--- Direction ---
Go through the material below and copy each line where the word "with" appears.

--- Excerpted records ---

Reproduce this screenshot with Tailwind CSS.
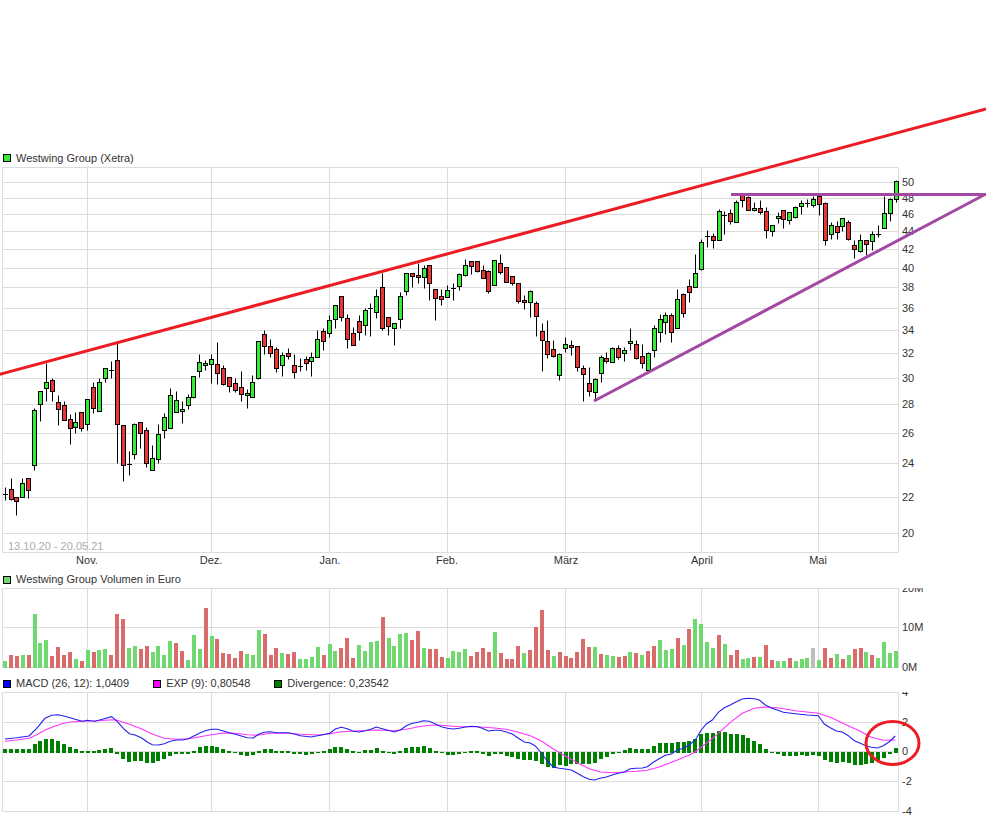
---
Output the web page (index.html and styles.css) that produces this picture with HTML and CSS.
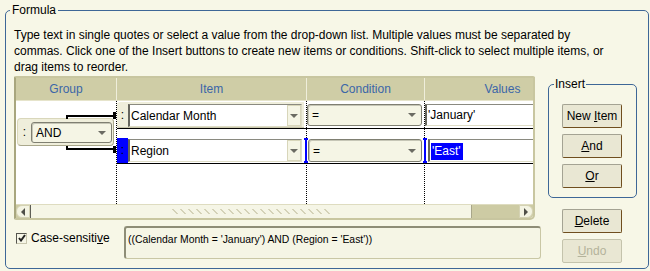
==
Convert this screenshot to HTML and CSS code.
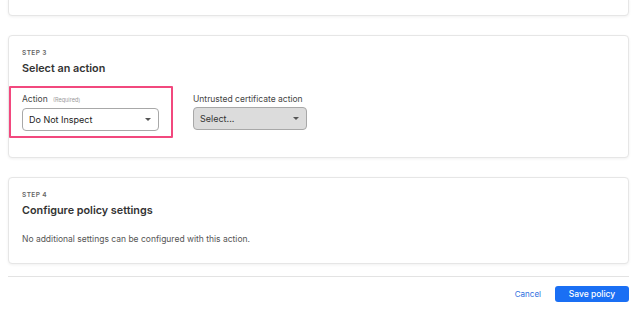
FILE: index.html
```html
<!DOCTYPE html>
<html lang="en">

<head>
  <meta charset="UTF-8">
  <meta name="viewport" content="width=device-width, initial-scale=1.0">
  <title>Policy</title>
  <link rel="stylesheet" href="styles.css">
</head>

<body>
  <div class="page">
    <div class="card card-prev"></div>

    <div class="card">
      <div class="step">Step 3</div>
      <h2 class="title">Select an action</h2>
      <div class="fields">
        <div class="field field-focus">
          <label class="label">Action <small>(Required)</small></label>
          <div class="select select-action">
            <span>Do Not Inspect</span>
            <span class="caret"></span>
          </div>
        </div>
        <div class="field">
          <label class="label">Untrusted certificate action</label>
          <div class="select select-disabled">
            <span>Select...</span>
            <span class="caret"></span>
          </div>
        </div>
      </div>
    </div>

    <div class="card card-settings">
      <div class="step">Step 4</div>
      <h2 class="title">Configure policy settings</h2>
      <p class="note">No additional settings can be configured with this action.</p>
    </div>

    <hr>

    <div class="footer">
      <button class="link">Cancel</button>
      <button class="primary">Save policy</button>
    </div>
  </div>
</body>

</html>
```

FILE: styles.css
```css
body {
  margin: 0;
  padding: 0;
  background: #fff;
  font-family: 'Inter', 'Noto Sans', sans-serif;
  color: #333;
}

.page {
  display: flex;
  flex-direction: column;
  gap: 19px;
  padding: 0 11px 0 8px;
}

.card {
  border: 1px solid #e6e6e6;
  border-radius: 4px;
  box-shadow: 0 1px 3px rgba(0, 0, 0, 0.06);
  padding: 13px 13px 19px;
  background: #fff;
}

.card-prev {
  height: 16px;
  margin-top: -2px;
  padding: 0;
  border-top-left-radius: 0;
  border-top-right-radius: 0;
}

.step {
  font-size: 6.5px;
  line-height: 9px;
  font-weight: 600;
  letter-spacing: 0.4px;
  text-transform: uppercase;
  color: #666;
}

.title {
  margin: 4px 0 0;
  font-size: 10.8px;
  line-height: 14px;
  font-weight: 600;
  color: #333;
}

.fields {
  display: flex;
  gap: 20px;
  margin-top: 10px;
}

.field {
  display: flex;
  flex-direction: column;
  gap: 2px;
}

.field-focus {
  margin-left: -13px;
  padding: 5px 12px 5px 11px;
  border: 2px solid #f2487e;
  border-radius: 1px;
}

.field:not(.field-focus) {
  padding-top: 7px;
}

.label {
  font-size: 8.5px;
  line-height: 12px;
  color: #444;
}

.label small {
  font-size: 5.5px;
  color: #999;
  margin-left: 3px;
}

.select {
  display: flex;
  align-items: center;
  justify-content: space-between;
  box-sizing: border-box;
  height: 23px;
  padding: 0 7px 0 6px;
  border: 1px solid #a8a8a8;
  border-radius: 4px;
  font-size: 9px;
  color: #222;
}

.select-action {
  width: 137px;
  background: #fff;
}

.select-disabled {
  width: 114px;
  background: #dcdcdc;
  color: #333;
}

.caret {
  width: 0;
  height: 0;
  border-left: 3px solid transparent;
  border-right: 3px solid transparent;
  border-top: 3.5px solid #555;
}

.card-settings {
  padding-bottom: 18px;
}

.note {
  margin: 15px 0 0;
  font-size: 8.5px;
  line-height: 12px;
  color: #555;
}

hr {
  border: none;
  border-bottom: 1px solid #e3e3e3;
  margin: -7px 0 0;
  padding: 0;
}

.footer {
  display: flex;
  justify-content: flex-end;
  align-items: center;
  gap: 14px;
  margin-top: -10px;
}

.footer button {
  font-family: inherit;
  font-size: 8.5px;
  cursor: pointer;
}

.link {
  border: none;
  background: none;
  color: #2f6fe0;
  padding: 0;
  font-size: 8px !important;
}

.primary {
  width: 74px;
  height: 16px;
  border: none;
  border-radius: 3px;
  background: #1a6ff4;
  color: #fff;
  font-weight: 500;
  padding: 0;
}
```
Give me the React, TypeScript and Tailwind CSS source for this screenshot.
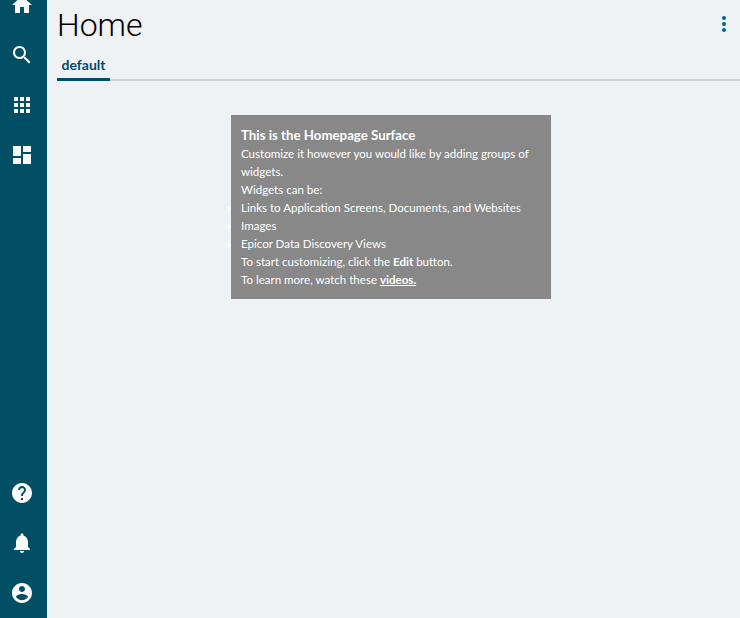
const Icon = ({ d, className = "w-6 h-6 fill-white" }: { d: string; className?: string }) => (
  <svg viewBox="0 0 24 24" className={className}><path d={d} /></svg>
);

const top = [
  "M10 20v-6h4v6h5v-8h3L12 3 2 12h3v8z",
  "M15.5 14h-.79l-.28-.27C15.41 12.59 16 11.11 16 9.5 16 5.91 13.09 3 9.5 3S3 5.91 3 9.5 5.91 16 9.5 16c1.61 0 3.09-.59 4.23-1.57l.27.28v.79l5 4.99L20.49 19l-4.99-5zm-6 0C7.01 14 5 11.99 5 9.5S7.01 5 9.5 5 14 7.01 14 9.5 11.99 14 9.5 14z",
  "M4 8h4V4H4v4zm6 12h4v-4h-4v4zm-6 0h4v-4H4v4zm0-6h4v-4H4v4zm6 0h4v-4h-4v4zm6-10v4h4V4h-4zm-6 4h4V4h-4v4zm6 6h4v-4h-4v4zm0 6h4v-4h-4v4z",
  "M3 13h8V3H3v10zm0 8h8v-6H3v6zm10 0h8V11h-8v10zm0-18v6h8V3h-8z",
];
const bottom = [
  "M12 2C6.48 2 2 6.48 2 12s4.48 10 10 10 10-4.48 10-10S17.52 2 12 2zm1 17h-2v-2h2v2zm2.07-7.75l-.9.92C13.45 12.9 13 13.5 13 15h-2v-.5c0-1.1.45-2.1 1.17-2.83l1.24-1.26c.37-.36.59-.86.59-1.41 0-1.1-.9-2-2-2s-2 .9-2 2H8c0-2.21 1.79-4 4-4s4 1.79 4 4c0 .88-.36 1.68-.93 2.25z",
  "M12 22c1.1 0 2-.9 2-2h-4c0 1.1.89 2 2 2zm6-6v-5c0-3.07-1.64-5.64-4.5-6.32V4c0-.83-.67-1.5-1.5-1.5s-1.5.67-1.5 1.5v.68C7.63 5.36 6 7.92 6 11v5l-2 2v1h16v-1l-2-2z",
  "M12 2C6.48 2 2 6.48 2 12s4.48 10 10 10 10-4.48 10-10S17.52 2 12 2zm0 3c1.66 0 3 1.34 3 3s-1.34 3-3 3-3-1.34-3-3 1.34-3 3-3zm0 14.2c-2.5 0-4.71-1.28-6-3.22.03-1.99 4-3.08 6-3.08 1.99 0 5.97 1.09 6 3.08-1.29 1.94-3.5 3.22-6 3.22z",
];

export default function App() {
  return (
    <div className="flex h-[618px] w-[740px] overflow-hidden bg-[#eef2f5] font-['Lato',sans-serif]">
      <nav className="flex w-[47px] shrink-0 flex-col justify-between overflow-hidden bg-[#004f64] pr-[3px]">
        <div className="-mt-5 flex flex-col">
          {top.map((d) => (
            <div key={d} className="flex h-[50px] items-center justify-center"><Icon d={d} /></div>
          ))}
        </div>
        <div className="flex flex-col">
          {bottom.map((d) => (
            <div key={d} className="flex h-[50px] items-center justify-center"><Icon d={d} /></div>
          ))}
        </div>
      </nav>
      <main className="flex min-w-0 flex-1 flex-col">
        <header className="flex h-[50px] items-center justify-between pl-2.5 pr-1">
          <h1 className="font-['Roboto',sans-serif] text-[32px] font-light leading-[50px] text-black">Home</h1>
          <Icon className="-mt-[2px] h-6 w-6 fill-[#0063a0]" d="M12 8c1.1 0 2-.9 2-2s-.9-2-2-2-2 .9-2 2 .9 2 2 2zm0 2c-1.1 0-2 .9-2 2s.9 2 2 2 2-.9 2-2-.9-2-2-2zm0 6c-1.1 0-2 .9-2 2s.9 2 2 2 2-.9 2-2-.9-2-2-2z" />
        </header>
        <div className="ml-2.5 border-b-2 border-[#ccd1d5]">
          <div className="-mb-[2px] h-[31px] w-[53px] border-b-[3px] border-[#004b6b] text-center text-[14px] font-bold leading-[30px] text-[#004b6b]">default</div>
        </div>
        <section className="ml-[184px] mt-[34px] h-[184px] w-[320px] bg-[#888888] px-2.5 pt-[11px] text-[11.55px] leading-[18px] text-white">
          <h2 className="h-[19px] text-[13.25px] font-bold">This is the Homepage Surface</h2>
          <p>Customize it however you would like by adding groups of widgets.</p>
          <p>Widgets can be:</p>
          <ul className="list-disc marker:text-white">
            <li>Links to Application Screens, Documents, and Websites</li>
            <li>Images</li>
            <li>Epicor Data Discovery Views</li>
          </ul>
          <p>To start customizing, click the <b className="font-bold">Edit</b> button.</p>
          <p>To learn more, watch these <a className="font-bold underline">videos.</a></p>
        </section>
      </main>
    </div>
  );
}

--- Answer to the task ---
Reproduce this screenshot with Tailwind CSS.
Output the web page (index.html and styles.css) that produces this picture with HTML and CSS.
      <p class="note">No additional settings can be configured with this action.</p>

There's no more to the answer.